─── MATERIAL PROVIDED ───
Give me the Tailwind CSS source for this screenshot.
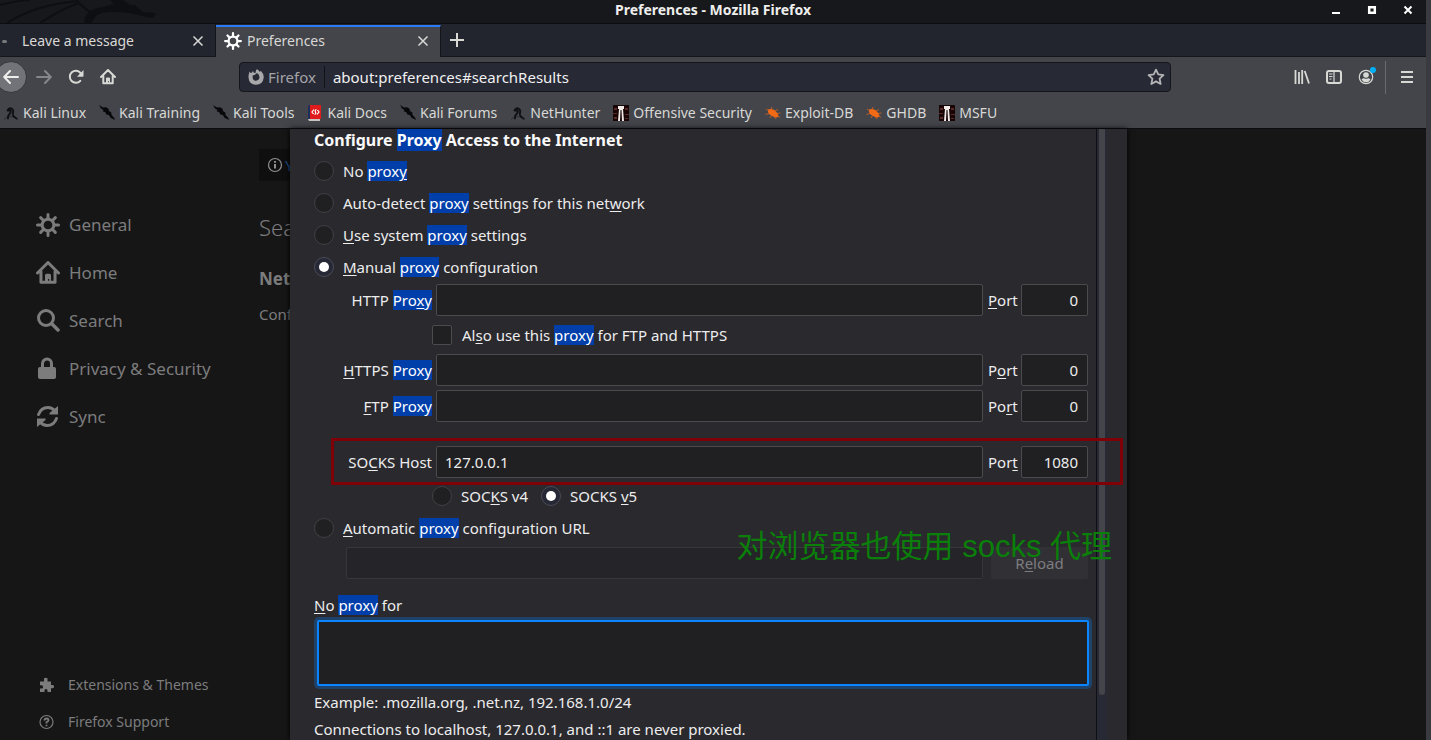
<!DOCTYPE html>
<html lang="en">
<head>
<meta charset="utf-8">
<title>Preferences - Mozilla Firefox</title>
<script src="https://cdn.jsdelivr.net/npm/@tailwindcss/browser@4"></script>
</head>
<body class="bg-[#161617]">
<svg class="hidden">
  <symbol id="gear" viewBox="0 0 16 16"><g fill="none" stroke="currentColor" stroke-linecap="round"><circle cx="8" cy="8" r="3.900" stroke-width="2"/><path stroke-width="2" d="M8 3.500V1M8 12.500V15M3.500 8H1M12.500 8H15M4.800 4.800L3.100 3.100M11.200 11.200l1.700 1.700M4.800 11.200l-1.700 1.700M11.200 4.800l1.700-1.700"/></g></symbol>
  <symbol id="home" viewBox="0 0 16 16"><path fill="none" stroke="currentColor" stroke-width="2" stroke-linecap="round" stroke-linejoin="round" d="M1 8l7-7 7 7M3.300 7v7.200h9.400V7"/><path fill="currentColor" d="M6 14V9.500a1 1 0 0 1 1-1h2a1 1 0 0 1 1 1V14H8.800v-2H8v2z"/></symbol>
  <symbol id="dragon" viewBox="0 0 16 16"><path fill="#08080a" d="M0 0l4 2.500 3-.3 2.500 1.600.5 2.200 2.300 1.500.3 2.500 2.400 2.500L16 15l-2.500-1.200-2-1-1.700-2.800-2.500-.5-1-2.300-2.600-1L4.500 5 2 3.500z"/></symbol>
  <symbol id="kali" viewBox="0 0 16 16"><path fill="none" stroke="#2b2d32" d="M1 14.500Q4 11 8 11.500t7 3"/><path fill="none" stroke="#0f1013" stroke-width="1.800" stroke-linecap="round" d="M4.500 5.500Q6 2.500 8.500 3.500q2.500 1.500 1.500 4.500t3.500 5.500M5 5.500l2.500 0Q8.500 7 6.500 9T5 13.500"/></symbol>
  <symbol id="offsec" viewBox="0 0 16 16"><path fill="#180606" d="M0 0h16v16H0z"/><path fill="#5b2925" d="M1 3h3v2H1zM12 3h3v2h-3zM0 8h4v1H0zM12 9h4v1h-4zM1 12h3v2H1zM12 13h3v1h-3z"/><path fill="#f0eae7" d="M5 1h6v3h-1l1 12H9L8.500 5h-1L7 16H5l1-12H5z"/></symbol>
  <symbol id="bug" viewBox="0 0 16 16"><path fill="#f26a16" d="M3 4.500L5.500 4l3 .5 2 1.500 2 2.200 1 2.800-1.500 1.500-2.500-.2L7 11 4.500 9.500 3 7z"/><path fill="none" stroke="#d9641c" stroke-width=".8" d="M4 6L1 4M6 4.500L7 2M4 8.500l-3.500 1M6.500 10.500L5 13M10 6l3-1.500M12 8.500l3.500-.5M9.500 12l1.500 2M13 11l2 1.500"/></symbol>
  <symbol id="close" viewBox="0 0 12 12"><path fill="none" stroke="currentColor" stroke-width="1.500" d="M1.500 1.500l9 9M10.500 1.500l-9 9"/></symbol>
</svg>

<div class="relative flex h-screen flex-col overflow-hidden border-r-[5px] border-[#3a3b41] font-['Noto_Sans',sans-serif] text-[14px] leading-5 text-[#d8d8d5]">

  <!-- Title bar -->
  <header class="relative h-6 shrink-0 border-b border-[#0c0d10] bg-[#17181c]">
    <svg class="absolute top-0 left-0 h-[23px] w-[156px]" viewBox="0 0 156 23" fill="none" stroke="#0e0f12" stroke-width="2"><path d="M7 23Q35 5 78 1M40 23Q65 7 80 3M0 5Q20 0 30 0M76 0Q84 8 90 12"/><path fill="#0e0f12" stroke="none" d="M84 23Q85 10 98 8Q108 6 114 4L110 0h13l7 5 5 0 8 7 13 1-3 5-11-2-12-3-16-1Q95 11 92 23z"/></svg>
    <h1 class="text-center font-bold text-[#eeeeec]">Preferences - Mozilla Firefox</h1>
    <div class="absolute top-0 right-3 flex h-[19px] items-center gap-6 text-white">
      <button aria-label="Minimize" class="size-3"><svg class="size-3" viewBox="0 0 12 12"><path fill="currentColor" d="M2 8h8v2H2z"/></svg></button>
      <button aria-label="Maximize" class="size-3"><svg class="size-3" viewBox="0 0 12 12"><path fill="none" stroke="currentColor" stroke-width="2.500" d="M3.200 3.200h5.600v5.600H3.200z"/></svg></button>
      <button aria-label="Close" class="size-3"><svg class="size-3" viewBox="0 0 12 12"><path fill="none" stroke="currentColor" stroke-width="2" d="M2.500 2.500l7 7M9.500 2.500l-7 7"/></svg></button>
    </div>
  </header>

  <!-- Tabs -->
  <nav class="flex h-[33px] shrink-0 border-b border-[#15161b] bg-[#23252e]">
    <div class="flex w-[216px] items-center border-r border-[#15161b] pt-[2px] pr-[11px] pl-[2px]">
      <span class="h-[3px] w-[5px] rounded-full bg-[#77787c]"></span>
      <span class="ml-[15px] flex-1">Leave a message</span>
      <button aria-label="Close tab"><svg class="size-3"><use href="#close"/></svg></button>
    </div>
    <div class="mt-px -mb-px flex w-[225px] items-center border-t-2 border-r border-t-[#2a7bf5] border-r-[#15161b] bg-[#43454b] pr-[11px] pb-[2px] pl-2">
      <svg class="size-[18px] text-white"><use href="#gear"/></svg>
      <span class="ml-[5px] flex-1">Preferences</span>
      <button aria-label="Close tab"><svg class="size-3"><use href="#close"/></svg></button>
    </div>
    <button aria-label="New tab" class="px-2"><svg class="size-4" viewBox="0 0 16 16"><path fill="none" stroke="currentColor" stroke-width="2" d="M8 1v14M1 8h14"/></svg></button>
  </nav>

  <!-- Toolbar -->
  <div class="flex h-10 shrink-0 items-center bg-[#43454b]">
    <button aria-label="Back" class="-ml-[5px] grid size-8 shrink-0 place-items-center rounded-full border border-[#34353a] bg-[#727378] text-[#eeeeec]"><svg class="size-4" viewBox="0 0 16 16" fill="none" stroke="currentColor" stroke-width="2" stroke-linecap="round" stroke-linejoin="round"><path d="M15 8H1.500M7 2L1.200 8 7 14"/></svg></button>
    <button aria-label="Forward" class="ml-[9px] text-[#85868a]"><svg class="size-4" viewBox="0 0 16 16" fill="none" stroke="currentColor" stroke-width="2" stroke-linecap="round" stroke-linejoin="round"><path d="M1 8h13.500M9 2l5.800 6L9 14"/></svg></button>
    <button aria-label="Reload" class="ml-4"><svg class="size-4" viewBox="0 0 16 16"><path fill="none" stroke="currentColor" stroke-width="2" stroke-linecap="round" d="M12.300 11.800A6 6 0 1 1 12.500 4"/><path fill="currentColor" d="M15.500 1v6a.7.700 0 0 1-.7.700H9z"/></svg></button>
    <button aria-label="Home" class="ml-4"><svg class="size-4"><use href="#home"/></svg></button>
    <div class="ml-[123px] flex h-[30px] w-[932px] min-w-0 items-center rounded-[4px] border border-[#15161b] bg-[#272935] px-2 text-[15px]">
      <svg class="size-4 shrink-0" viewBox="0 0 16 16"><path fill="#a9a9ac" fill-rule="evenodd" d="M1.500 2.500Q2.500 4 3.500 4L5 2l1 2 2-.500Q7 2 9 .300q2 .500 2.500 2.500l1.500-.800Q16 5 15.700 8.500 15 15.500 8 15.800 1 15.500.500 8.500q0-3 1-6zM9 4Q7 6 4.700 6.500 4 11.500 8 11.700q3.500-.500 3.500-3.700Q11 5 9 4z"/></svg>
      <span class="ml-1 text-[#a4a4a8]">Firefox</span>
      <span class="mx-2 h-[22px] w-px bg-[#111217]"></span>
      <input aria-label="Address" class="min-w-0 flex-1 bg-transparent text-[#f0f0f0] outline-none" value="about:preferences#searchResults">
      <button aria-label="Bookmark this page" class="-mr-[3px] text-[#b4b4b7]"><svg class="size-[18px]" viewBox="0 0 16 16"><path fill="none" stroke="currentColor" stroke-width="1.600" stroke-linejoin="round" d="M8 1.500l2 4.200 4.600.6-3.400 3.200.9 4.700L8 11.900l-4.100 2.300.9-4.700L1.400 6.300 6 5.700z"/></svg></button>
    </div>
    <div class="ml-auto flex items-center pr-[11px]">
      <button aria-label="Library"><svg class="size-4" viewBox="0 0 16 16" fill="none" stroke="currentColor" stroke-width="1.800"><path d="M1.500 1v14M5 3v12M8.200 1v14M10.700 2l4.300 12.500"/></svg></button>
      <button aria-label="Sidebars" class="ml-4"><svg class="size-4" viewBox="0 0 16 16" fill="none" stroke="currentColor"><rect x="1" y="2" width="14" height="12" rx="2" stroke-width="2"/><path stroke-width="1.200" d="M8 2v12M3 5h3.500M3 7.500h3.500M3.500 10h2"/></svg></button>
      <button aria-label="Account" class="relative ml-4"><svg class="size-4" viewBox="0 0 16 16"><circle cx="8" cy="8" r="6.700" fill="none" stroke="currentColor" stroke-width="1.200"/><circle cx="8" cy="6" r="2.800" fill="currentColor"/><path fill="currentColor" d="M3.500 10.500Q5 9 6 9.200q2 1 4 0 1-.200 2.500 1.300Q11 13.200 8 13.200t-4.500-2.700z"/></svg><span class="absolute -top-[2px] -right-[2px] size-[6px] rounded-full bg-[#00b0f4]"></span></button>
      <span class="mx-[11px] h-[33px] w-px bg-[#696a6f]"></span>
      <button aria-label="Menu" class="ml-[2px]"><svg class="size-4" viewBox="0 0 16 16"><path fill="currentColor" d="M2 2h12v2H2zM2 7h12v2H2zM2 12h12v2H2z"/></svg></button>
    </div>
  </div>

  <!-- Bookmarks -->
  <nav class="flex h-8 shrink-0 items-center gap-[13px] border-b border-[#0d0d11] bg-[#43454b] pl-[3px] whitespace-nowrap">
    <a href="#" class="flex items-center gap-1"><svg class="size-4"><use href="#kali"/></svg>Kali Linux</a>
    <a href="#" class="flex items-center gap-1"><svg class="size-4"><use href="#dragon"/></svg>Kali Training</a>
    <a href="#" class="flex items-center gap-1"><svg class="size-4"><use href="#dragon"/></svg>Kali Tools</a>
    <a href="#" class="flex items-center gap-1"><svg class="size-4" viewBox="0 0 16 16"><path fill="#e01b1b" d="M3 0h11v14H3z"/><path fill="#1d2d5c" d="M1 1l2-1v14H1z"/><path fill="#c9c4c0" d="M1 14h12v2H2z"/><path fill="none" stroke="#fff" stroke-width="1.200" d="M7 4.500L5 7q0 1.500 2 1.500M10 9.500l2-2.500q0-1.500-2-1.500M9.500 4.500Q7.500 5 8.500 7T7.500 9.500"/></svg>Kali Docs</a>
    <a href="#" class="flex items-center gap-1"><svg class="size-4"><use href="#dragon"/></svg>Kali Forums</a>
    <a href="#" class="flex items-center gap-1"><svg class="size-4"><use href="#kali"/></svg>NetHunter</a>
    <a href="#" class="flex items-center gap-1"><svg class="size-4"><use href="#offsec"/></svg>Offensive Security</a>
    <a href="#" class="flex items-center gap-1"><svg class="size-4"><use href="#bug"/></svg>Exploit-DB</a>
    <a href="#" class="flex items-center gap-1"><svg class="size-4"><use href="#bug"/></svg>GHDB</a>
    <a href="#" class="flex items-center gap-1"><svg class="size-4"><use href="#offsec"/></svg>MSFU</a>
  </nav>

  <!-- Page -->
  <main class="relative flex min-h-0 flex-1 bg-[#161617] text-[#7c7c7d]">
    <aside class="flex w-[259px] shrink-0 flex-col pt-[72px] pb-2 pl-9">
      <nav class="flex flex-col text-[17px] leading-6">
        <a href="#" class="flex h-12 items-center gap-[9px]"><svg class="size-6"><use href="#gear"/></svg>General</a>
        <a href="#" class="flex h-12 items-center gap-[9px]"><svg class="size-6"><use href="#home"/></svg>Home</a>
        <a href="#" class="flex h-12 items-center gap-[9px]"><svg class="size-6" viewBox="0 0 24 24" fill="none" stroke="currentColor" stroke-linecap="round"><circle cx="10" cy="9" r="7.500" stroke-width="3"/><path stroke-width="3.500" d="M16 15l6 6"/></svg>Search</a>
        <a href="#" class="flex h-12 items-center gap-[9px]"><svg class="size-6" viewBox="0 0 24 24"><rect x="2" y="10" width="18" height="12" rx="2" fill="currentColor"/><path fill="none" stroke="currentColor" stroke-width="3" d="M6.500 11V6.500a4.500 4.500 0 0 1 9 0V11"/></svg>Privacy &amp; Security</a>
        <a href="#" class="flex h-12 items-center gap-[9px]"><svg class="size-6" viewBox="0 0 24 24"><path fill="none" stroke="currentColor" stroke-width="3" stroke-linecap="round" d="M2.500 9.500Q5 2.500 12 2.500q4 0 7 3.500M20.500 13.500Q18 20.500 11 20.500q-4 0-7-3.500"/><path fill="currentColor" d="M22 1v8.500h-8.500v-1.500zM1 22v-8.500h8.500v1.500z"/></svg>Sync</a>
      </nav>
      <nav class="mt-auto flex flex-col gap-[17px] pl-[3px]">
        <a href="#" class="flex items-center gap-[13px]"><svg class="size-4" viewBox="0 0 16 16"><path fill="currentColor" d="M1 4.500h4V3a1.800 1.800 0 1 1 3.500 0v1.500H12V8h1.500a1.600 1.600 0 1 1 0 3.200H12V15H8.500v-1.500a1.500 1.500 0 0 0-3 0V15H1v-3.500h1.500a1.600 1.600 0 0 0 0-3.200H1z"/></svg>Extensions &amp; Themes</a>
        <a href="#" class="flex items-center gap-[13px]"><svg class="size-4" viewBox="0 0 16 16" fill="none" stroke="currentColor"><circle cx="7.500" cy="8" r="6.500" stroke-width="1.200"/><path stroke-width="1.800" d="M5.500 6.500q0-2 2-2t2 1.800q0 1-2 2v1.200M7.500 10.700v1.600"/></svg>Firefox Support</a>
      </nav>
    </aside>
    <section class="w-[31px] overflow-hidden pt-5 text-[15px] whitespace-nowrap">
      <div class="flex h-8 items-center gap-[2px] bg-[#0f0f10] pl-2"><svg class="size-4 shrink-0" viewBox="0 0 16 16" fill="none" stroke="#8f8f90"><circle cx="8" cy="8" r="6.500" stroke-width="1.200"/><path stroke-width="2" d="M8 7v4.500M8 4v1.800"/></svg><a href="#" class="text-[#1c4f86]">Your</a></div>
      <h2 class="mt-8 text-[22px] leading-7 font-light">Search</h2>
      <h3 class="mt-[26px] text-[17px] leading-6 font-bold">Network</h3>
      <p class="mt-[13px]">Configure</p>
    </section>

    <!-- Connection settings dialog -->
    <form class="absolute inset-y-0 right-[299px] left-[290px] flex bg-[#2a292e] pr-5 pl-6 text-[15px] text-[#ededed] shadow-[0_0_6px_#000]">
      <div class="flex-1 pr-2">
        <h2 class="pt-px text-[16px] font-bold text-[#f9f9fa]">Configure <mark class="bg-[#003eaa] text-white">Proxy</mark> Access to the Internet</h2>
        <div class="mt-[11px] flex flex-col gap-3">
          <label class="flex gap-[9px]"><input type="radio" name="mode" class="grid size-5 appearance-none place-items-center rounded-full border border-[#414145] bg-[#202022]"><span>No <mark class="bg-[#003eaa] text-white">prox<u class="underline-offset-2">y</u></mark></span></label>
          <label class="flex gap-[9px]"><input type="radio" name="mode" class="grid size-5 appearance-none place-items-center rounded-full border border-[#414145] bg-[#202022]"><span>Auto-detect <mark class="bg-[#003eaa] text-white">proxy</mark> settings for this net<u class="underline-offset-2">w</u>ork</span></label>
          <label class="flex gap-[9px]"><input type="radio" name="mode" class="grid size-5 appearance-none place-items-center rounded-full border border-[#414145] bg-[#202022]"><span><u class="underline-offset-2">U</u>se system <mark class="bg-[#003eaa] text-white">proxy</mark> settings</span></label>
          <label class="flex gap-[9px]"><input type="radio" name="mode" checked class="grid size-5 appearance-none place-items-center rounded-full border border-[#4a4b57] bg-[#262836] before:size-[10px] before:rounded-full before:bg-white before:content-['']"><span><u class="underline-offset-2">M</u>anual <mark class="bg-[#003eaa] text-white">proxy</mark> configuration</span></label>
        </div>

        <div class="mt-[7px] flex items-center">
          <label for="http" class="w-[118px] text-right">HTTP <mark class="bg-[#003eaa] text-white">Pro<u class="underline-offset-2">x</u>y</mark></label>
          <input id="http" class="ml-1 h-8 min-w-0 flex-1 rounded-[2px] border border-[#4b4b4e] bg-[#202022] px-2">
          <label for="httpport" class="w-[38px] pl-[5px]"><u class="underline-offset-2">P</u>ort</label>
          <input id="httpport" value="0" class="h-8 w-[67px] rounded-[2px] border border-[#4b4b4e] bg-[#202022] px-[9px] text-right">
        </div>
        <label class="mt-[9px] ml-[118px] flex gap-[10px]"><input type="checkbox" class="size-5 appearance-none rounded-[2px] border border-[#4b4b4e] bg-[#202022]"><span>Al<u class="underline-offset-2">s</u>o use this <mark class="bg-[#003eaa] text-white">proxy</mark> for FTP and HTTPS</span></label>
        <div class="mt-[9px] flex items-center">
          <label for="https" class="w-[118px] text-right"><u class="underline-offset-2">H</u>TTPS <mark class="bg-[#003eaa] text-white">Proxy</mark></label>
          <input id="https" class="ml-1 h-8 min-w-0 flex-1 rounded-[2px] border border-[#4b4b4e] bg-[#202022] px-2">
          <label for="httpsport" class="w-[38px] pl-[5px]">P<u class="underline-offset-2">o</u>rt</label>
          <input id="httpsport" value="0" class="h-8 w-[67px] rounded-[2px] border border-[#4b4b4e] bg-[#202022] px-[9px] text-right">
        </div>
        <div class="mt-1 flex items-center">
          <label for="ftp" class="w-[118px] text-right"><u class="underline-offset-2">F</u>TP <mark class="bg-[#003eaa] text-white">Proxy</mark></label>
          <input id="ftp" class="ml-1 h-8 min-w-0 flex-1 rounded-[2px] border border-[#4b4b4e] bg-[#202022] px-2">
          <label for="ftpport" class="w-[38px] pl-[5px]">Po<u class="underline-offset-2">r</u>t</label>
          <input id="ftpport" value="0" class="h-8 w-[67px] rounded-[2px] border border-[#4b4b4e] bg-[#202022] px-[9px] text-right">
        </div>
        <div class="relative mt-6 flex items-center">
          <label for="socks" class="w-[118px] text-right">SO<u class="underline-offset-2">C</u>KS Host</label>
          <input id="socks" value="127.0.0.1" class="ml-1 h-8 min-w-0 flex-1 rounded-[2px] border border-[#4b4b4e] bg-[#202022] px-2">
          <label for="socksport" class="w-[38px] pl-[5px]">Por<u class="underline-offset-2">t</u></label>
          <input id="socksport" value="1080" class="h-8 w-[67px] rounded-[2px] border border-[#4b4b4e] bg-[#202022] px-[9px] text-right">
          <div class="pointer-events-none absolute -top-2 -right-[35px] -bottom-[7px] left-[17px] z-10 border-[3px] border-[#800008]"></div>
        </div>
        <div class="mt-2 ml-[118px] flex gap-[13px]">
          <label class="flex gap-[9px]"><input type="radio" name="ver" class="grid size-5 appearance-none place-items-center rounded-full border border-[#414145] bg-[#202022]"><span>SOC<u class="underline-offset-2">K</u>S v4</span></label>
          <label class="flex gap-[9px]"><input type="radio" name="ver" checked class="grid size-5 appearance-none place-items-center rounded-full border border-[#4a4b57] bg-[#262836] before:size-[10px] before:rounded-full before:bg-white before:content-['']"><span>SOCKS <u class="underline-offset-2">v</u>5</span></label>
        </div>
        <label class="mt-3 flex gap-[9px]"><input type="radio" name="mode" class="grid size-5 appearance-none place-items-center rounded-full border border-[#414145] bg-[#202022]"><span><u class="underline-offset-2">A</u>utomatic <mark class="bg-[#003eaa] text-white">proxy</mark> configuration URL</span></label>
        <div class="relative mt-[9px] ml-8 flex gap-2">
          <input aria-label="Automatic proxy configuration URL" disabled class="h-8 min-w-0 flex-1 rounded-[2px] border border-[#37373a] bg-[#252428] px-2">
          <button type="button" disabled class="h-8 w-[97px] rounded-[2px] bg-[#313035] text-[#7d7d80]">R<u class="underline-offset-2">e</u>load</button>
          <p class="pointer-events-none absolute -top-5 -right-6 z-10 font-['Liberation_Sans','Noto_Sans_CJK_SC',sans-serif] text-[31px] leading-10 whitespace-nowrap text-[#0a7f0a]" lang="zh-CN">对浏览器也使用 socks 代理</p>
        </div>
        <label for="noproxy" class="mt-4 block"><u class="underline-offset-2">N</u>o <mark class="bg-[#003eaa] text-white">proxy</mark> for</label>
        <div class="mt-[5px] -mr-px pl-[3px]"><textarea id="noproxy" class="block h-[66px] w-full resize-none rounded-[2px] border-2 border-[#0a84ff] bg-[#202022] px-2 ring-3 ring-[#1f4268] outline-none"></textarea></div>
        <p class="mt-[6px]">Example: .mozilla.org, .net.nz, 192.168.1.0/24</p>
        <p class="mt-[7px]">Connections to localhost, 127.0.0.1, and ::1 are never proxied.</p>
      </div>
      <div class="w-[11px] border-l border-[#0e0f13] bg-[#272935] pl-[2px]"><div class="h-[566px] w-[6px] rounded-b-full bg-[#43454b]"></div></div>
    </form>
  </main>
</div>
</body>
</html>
───
▸ PROBLEM REQUIREMENTS
Read the data above and pull out each line that holds the string "this".

▸ WRITTEN ANSWER
Give me the Tailwind CSS source for this screenshot.
      <button aria-label="Bookmark this page" class="-mr-[3px] text-[#b4b4b7]"><svg class="size-[18px]" viewBox="0 0 16 16"><path fill="none" stroke="currentColor" stroke-width="1.600" stroke-linejoin="round" d="M8 1.500l2 4.200 4.600.6-3.400 3.200.9 4.700L8 11.900l-4.100 2.300.9-4.700L1.400 6.300 6 5.700z"/></svg></button>
          <label class="flex gap-[9px]"><input type="radio" name="mode" class="grid size-5 appearance-none place-items-center rounded-full border border-[#414145] bg-[#202022]"><span>Auto-detect <mark class="bg-[#003eaa] text-white">proxy</mark> settings for this net<u class="underline-offset-2">w</u>ork</span></label>
        <label class="mt-[9px] ml-[118px] flex gap-[10px]"><input type="checkbox" class="size-5 appearance-none rounded-[2px] border border-[#4b4b4e] bg-[#202022]"><span>Al<u class="underline-offset-2">s</u>o use this <mark class="bg-[#003eaa] text-white">proxy</mark> for FTP and HTTPS</span></label>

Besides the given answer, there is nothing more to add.